I am so sorry but God help me I laughed so hard I choked ... :congrat::congrat:

And I also have a disability that would make bugging out difficult. It is called "attitude". I am staying home. Period. End of discussion. :flower:

Now ... if it floods or a tornado blows through and my house winds up in Kansas get back with me and we will see how it goes from there.


----------



## BadgeBunny (Nov 2, 2010)

Francon said:


> Really badly, if shtf. Stuff that is stored up, above ground, is just going to be used by those who kill the ones who stored it. I understand that if it's the best you can do, it's all you can do, but it's a very, very slim chance that such "prepping" will suffice, if things ever really go to hell.


Duly noted ... guess I ought to just give up now and go to the spa for a mani/pedi and a wax ... 

Now, onto my more serious response. I have noticed a tendency for you to think in very black and white terms, without even a nod to the grey areas that surround black and white -- with your "observations" the only viable action, of course. I would contend that your obvious inability to consider the fluidity of life a real detriment to your chances of survival should the **** ever actually hit the fan.

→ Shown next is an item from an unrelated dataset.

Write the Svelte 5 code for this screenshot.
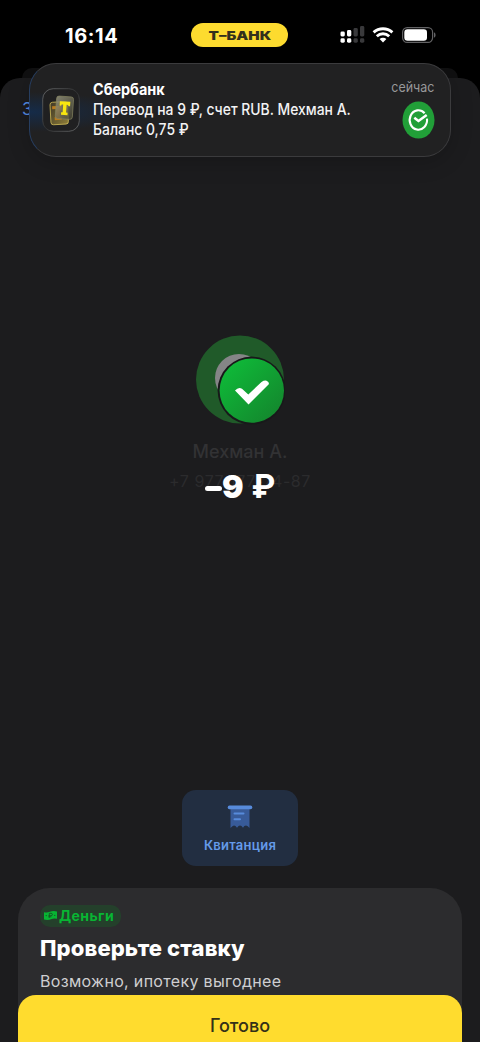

I have also noticed that you seem to think we are all gonna die 2 days' into a "situation". Hmmmm ... yeah ... good luck with that ... you are gonna need it.


----------



## carolexan (Dec 28, 2010)

I dont let disease or disability deter my prepping. We all have a chance of dying no matter our age or health. My choice is to be secure in my preps when I need them after I'm gone they are fair game.


----------



## goshengirl (Dec 18, 2010)

carolexan said:


> I dont let disease or disability deter my prepping. We all have a chance of dying no matter our age or health.


Amen.

I have older folks with physical limitations. And I have sisters with, um... self-reliance limitations.  Although I'm severely asthmatic, I see that as less of a handicap than my sisters. :ignore: (DH and sons are healthy and capable, thank goodness!) Bug out prepping and plans are always good, of course, but yeah, I guess I do make plans differently because of limitations - more as a last resort. But I'd approach it more as a last resort anyway.


----------



## CulexPipiens (Nov 17, 2010)

Relatives with thyroid conditions (one under active, one over active) and diabetes. Also another relative with substantial weight issues. Not sure they are part of my "plan" but also not sure I could turn them away if they showed up on the doorstep.

In thinking about this I've got on my ever growing list to research alternative medicines to deal with as many conditions as I can.


----------



## mdprepper (Jan 22, 2010)

CulexPipiens said:


> In thinking about this I've got on my ever growing list to research alternative medicines to deal with as many conditions as I can.


I really like Susun Weed and her wise woman forum. Susun Weed's Wise Woman Forum • Index page

I have found great information on there.


----------